The problem:
Check each line of the material below, and copy it if it holds the string "React".

--- begin ---

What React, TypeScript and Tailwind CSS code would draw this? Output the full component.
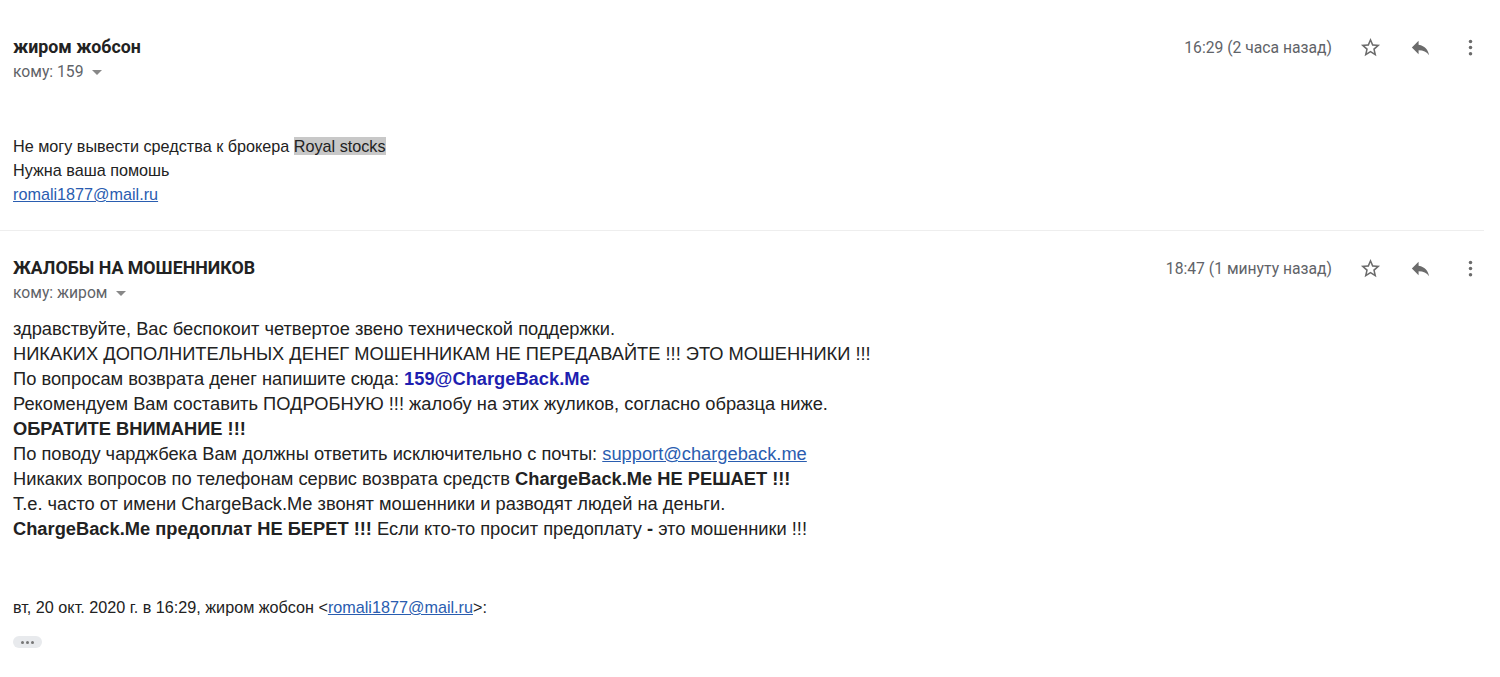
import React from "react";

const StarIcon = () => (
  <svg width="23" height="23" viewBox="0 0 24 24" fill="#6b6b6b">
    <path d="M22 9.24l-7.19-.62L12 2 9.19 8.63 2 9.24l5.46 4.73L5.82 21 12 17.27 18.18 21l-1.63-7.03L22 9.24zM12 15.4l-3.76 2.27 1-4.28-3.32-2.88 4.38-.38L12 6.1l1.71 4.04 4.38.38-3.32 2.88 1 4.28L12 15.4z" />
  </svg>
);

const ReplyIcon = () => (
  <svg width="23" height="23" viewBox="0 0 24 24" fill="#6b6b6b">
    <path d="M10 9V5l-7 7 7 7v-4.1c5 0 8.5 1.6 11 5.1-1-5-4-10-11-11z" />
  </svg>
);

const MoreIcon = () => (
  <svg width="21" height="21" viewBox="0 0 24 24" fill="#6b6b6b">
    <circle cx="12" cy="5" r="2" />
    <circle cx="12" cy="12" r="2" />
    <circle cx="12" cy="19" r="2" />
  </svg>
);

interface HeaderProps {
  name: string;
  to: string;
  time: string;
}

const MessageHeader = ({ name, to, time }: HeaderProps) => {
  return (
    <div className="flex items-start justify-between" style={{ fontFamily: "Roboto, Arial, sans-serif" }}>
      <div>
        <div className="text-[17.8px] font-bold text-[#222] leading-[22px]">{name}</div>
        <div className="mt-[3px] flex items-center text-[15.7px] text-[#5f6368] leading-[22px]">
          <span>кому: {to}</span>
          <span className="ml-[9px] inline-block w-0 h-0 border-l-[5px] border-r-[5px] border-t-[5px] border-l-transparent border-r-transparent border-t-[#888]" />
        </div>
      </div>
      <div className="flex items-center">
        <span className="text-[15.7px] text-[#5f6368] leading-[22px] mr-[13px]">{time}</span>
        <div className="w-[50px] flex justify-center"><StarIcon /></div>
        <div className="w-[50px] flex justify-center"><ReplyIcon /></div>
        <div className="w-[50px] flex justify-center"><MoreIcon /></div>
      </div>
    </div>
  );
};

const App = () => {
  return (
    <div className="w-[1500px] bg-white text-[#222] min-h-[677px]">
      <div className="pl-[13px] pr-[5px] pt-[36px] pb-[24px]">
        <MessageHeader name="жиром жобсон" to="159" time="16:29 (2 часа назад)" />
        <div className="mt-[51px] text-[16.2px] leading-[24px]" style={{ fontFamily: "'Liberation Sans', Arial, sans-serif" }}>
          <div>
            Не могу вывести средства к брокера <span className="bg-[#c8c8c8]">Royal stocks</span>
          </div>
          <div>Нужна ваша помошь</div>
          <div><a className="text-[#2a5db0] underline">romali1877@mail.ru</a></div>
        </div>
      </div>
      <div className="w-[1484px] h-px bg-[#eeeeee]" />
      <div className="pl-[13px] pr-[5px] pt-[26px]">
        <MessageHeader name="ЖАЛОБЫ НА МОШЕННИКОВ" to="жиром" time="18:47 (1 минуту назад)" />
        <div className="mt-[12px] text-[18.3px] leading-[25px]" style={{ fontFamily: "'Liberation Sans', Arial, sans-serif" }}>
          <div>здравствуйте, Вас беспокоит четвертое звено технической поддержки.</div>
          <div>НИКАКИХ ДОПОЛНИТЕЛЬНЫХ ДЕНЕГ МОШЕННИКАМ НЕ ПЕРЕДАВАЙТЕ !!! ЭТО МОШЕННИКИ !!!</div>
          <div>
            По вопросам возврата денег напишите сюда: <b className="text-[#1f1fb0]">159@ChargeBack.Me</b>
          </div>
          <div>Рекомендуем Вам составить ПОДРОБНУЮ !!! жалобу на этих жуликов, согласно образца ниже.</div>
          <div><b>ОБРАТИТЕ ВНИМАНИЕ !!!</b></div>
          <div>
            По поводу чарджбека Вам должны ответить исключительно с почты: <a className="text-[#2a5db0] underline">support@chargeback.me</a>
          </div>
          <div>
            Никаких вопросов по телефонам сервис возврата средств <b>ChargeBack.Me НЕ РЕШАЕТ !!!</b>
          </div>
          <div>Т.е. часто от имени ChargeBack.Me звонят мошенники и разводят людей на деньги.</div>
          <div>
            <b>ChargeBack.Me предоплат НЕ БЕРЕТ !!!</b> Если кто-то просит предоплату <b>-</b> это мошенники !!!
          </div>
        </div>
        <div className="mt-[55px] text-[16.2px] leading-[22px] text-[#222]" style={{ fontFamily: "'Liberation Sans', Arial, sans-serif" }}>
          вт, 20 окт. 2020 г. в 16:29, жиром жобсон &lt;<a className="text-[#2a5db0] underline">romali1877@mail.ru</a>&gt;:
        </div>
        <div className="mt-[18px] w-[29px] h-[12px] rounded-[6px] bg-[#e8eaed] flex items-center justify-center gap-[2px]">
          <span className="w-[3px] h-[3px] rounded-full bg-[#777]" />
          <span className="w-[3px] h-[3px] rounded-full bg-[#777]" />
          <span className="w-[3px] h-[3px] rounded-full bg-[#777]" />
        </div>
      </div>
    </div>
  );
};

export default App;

--- end ---

Written answer:
What React, TypeScript and Tailwind CSS code would draw this? Output the full component.
import React from "react";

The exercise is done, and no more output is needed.